The announcement followed Musk, on Friday, publicly stating that he would back out of his plan to purchase Twitter. He cited the company's failure to share information on fake accounts on the platform as the reason for his decision.

Musk's lawyers informed the US Securities and Exchange Commission (SEC) that their client was pulling out of the merger agreement because the firm was 'in material breach of multiple provisions' of the agreement.

Attorney Mike Ringler from Skadden Arps said Twitter did not give Musk 'necessary business information' he sought.

Musk said in May that he wanted to investigate Twitter's assertions that about 5% of the platform's monetisable daily active users (mDAUs) are spam accounts (even then, people saw it as a way Musk might use to escape the deal - Ed.).

"Twitter has failed or refused to provide this information," Ringler claimed.

"Sometimes Twitter has ignored Mr. Musk's requests, sometimes it has rejected them for reasons that appear to be unjustified, and sometimes it has claimed to comply while giving Mr. Musk incomplete or unusable information."

Ringler also claimed that Twitter violated the merger agreement by allegedly including "materially inaccurate representations."

This allegation is based on Musk's early investigation of spam Twitter accounts. He has claimed several times that the real figure was greater than the 5% Twitter told him, although hasn't provided any evidence backing that up. For its part, Twitter has said it isn't feasible to determine the number of spam accounts using just information that is publicly available. It arrived at the 5% figure after a professional review.

When Musk and Twitter initially signed their agreement, both parties agreed to be liable for a termination fee of $1 billion in the event that one of them pulled out of the transaction for specific reasons.

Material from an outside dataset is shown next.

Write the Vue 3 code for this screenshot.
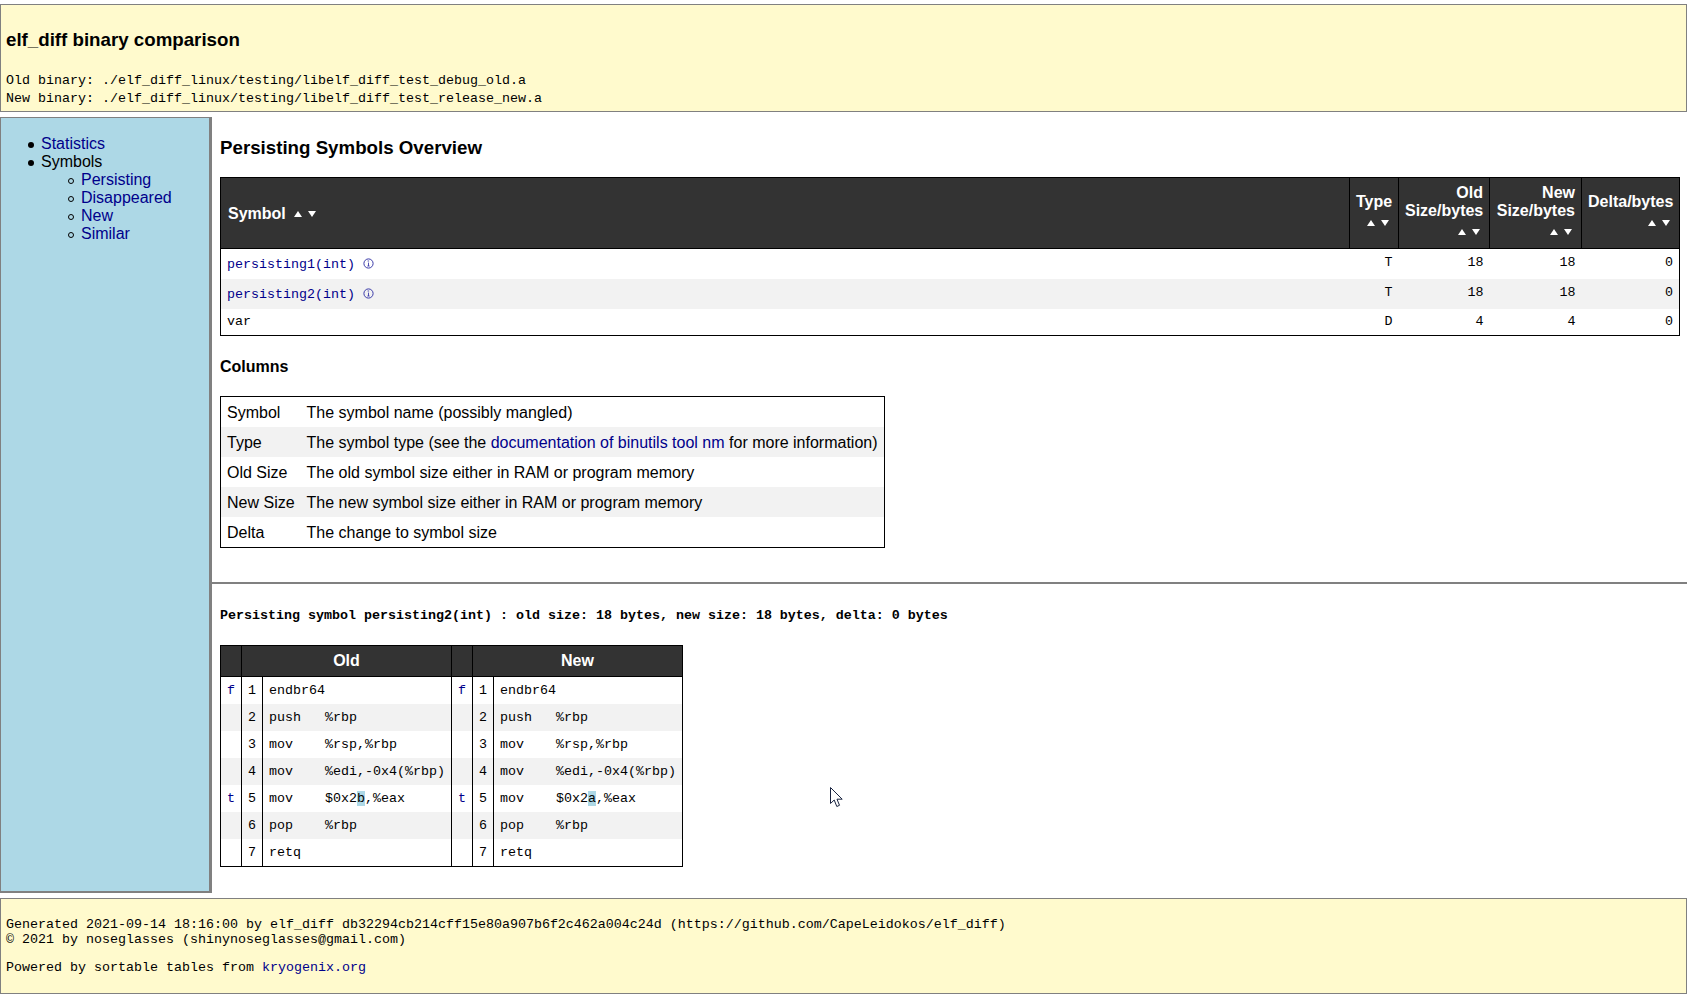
<script setup>
const symbols = [
  { name: 'persisting1(int)', link: true, type: 'T', old: 18, new: 18, delta: 0 },
  { name: 'persisting2(int)', link: true, type: 'T', old: 18, new: 18, delta: 0 },
  { name: 'var', link: false, type: 'D', old: 4, new: 4, delta: 0 },
]
const sortCols = [
  { lines: ['Type'], w: 'w-type' },
  { lines: ['Old', 'Size/bytes'], w: 'w-old' },
  { lines: ['New', 'Size/bytes'], w: 'w-new' },
  { lines: ['Delta/bytes'], w: 'w-delta' },
]
const columns = [
  ['Symbol', 'The symbol name (possibly mangled)'],
  ['Type', null],
  ['Old Size', 'The old symbol size either in RAM or program memory'],
  ['New Size', 'The new symbol size either in RAM or program memory'],
  ['Delta', 'The change to symbol size'],
]
const diff = [
  { m: 'f', n: 1, o: ['endbr64'], w: ['endbr64'] },
  { m: '', n: 2, o: ['push   %rbp'], w: ['push   %rbp'] },
  { m: '', n: 3, o: ['mov    %rsp,%rbp'], w: ['mov    %rsp,%rbp'] },
  { m: '', n: 4, o: ['mov    %edi,-0x4(%rbp)'], w: ['mov    %edi,-0x4(%rbp)'] },
  { m: 't', n: 5, o: ['mov    $0x2', 'b', ',%eax'], w: ['mov    $0x2', 'a', ',%eax'] },
  { m: '', n: 6, o: ['pop    %rbp'], w: ['pop    %rbp'] },
  { m: '', n: 7, o: ['retq'], w: ['retq'] },
]
</script>

<template>
  <div class="page">
    <header class="banner">
      <h1>elf_diff binary comparison</h1>
      <p>Old binary: ./elf_diff_linux/testing/libelf_diff_test_debug_old.a</p>
      <p>New binary: ./elf_diff_linux/testing/libelf_diff_test_release_new.a</p>
    </header>

    <div class="middle">
      <nav class="side">
        <ul>
          <li><a href="#">Statistics</a></li>
          <li>Symbols
            <ul>
              <li><a href="#">Persisting</a></li>
              <li><a href="#">Disappeared</a></li>
              <li><a href="#">New</a></li>
              <li><a href="#">Similar</a></li>
            </ul>
          </li>
        </ul>
      </nav>

      <main class="content">
        <section class="overview">
          <h2>Persisting Symbols Overview</h2>
          <table class="symbols">
            <thead>
              <tr>
                <th class="left">Symbol<span class="sort inline"><i class="up"></i><i class="down"></i></span></th>
                <th v-for="c in sortCols" :key="c.w" :class="c.w">
                  <span v-for="l in c.lines" :key="l" class="hl">{{ l }}</span>
                  <span class="sort"><i class="up"></i><i class="down"></i></span>
                </th>
              </tr>
            </thead>
            <tbody>
              <tr v-for="s in symbols" :key="s.name" :class="{ tall: s.link }">
                <td class="left">
                  <template v-if="s.link">
                    <a href="#">{{ s.name }}</a>
                    <svg class="info" width="11" height="11" viewBox="0 0 11 11">
                      <circle cx="5.5" cy="5.5" r="4.6" fill="none" stroke="#3a3aa8" stroke-width="1" />
                      <path d="M4.6 3h1.5M5.5 4.6v3.4M4.4 8h2.2" fill="none" stroke="#3a3aa8" stroke-width="0.9" />
                    </svg>
                  </template>
                  <template v-else>{{ s.name }}</template>
                </td>
                <td>{{ s.type }}</td>
                <td>{{ s.old }}</td>
                <td>{{ s.new }}</td>
                <td>{{ s.delta }}</td>
              </tr>
            </tbody>
          </table>

          <h4>Columns</h4>
          <table class="legend">
            <tbody>
              <tr v-for="c in columns" :key="c[0]">
                <td class="nm">{{ c[0] }}</td>
                <td v-if="c[1]">{{ c[1] }}</td>
                <td v-else>The symbol type (see the <a href="#">documentation of binutils tool nm</a> for more information)</td>
              </tr>
            </tbody>
          </table>
        </section>

        <hr />

        <section class="detail">
          <p class="dtitle">Persisting symbol persisting2(int) : old size: 18 bytes, new size: 18 bytes, delta: 0 bytes</p>
          <table class="diff">
            <colgroup>
              <col class="cn" />
              <col class="cn" />
              <col class="cc" />
              <col class="cn" />
              <col class="cn" />
              <col class="cd" />
            </colgroup>
            <thead>
              <tr>
                <th></th>
                <th colspan="2">Old</th>
                <th></th>
                <th colspan="2">New</th>
              </tr>
            </thead>
            <tbody>
              <tr v-for="r in diff" :key="r.n">
                <td class="ctr mk">{{ r.m }}</td>
                <td class="ctr">{{ r.n }}</td>
                <td class="code"><template v-for="(p, i) in r.o" :key="i"><span v-if="i === 1" class="hi">{{ p }}</span><template v-else>{{ p }}</template></template></td>
                <td class="ctr mk">{{ r.m }}</td>
                <td class="ctr">{{ r.n }}</td>
                <td class="code"><template v-for="(p, i) in r.w" :key="i"><span v-if="i === 1" class="hi">{{ p }}</span><template v-else>{{ p }}</template></template></td>
              </tr>
            </tbody>
          </table>
        </section>
      </main>
    </div>

    <footer class="foot">
      <p>Generated 2021-09-14 18:16:00 by elf_diff db32294cb214cff15e80a907b6f2c462a004c24d (https://github.com/CapeLeidokos/elf_diff)</p>
      <p>© 2021 by noseglasses (shinynoseglasses@gmail.com)</p>
      <p class="powered">Powered by sortable tables from <a href="#">kryogenix.org</a></p>
    </footer>

    <svg class="cursor" width="14" height="21" viewBox="0 0 14 21">
      <path d="M0.5 0.5V16.5L4.2 13L6.8 19.5L9.5 18.3L7 12.2H12.2Z" fill="#fff" stroke="#1a2440" stroke-width="1" />
    </svg>
  </div>
</template>

<style scoped>
.page {
  position: relative;
  width: 1687px;
  padding-top: 4px;
  font-family: "Liberation Sans", Arial, sans-serif;
  font-size: 16px;
  line-height: 18px;
  color: #000;
}
a { color: #00008b; text-decoration: none; }
p { margin: 0; }

.banner {
  box-sizing: border-box;
  height: 108px;
  padding: 24px 5px 0;
  background: #fffacd;
  border: 1px solid #808080;
  font-family: "Liberation Mono", "Courier New", monospace;
  font-size: 13.33px;
}
.banner h1 {
  margin: 0 0 22px;
  font-family: "Liberation Sans", Arial, sans-serif;
  font-size: 18.72px;
  line-height: 21px;
  font-weight: bold;
}

.middle {
  display: flex;
  margin-top: 5px;
  height: 776px;
}
.side {
  box-sizing: border-box;
  width: 212px;
  flex: none;
  background: #add8e6;
  border: 1px solid #808080;
  border-right-width: 3px;
  border-bottom-width: 2px;
}
.side ul { margin: 0; padding-left: 40px; list-style: none; }
.side > ul { margin-top: 17px; }
.side li { position: relative; }
.side li::before {
  content: "";
  position: absolute;
  left: -13px;
  top: 7px;
  width: 6px;
  height: 6px;
  border-radius: 50%;
  background: #000;
}
.side li li::before {
  box-sizing: border-box;
  background: transparent;
  border: 1px solid #000;
}

.content { flex: 1; min-width: 0; }
.overview { padding: 20px 7px 34px 8px; }
.overview h2 {
  margin: 0 0 19px;
  font-size: 18.72px;
  line-height: 21px;
  font-weight: bold;
}
.overview h4 {
  margin: 22px 0 20px;
  font-size: 16px;
  line-height: 18px;
  font-weight: bold;
}

table { border-collapse: collapse; border: 1px solid #000; }
th { background: #333; color: #fff; font-weight: bold; border: 1px solid #000; }

.symbols { width: 100%; table-layout: fixed; }
.symbols th {
  height: 71px;
  box-sizing: border-box;
  padding: 5px 6px 9px;
  text-align: right;
  vertical-align: middle;
}
.symbols th.left { text-align: left; padding: 8px 6px 6px 7px; }
.hl { display: block; }
.w-type { width: 49px; }
.w-old { width: 91px; }
.w-new { width: 92px; }
.w-delta { width: 98px; }
.sort {
  display: flex;
  justify-content: flex-end;
  gap: 6px;
  padding: 5px 3px 0 0;
  height: 19px;
  box-sizing: border-box;
  align-items: center;
}
.sort.inline {
  display: inline-flex;
  padding: 0;
  height: 18px;
  margin-left: 8px;
  vertical-align: middle;
}
.sort i { display: block; width: 0; height: 0; border-left: 4px solid transparent; border-right: 4px solid transparent; }
.sort .up { border-bottom: 6px solid #fff; }
.sort .down { border-top: 6px solid #fff; }

.symbols td {
  box-sizing: border-box;
  padding: 0 6px;
  height: 27px;
  text-align: right;
  font-family: "Liberation Mono", "Courier New", monospace;
  font-size: 13.33px;
  line-height: 15px;
}
.symbols tr.tall td { height: 30px; padding-bottom: 2px; }
.symbols tr.tall td.left { padding: 2px 6px 0; }
.symbols td.left { text-align: left; }
.symbols tbody tr:nth-child(even) td { background: #f2f2f2; }
.info { margin-left: 8px; vertical-align: -1px; }

.legend { width: 664px; }
.legend td { height: 30px; padding: 2px 6px 0; white-space: nowrap; box-sizing: border-box; }
.legend tr:last-child td { height: 31px; }
.legend td.nm { width: 68px; }
.legend tr:nth-child(even) td { background: #f2f2f2; }

hr { margin: 0; border: 0; height: 2px; background: #808080; }

.detail { padding: 24px 8px 0; }
.dtitle {
  font-family: "Liberation Mono", "Courier New", monospace;
  font-size: 13.33px;
  line-height: 15px;
  font-weight: bold;
  margin-bottom: 22px;
}
.diff { width: 462px; table-layout: fixed; }
.cn { width: 21px; }
.cc { width: 189px; }
.cd { width: 189px; }
.diff th { height: 31px; padding: 0; box-sizing: border-box; text-align: center; }
.diff td {
  height: 27px;
  padding: 0;
  border-right: 1px solid #000;
  font-family: "Liberation Mono", "Courier New", monospace;
  font-size: 13.33px;
  line-height: 15px;
  white-space: pre;
}
.diff tbody tr:nth-child(even) td { background: #f2f2f2; }
.diff td.ctr { text-align: center; }
.diff td.code { padding-left: 6px; }
.diff td.mk { color: #00008b; }
.hi { background: #add8e6; }

.foot {
  box-sizing: border-box;
  height: 96px;
  margin-top: 5px;
  padding: 18px 5px 0;
  background: #fffacd;
  border: 1px solid #808080;
  font-family: "Liberation Mono", "Courier New", monospace;
  font-size: 13.33px;
  line-height: 15px;
}
.powered { margin-top: 13px; }

.cursor { position: absolute; left: 830px; top: 787px; }
</style>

Musk has agreed to pay the price in the event that he is unable to get the necessary cash to successfully complete the takeover. And Twitter committed to pay the fee if it found another bidder or if its board recommended that investors vote against Musk's offer.

Following Musk's announcement, Twitter issued a directive to its staff telling them to keep quiet about the matter while the company takes legal action against the billionaire.

Twitter general counsel Sean Edgett issued the instruction in an internal memo.

"Given that this is an ongoing legal matter, you should refrain from Tweeting, Slacking, or sharing any commentary about the merger agreement," he wrote in the memo.

"I know this is an uncertain time, and we appreciate your patience and ongoing commitment to the important work we have underway."

Legal experts believe that Musk's arguments will fail in court.

"Musk is on very weak legal grounds," said John Coffee, a professor of law at Columbia University.

"Twitter appears to have given him access to just about everything to satisfy his desire to know the percentage of bots among its users."

Carl Tobias, Williams chair in law at the University of Richmond, said: "Musk's filing does not appear to give him strong legal grounds to walk away from the deal. His counsel has only made allegations and arguments for Musk's position and judges would have to decide whether the evidence that Musk would present is persuasive enough to support ending the deal."

Tobias suggested that a compromise may be reached between to avoid a scenario in which Musk would be forced to purchase a firm that he is no longer interested in.